Der Antrag kann für die jeweilige Beteiligung nur einheitlich gestellt werden. Auch bei einem Hinzuerwerb weiterer Anteile darf die Option nur einheitlich ausgeübt werden. Der Antrag zur individuellen Progression gilt grundsätzlich als für fünf Veranlagungszeiträume gestellt. Dabei wird fingiert, dass die Voraussetzungen für eine Option während dieses gesamten Zeitraums erfüllt sind. Erst anschließend ist ein erneuter Antrag und eine Darlegung der Antragsvoraussetzungen erforderlich. Sofern sich ein Gesellschafter zum individuellen Tarif entscheidet, muss die zusätzliche Progressionsauswirkung der Gewinnausschüttung für das übrige Einkommen beachtet werden.
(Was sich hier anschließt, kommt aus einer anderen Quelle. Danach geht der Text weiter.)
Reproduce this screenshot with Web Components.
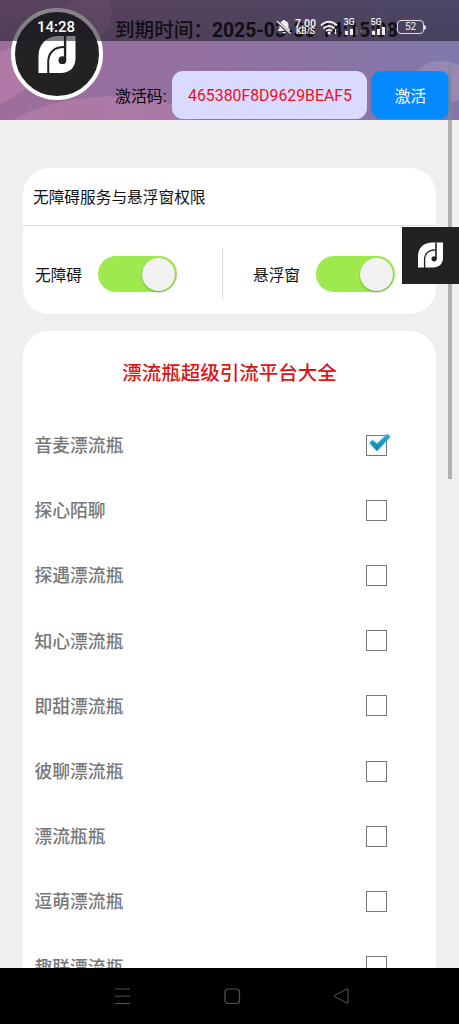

Durch die Abgeltungsteuer bleibt es unabhängig von der Höhe immer bei pauschal 25 v.H. Nach einem einmaligen Widerruf kann der Antragsteller nicht mehr zum progressiven Einkommensteuertarif seiner Dividendeneinkünfte zurückkehren. Diese Regelung soll einen auf Steueroptimierung gerichteten ständigen Wechsel des Besteuerungsregimes verhindern. Die erneute Ausübung der Option ist jedoch nicht verwehrt, wenn der GmbH-Gesellschafter nach der vollständigen Veräußerung seiner Anteile zu einem späteren Zeitpunkt erneut eine größere Beteiligung an demselben Unternehmen erwirbt.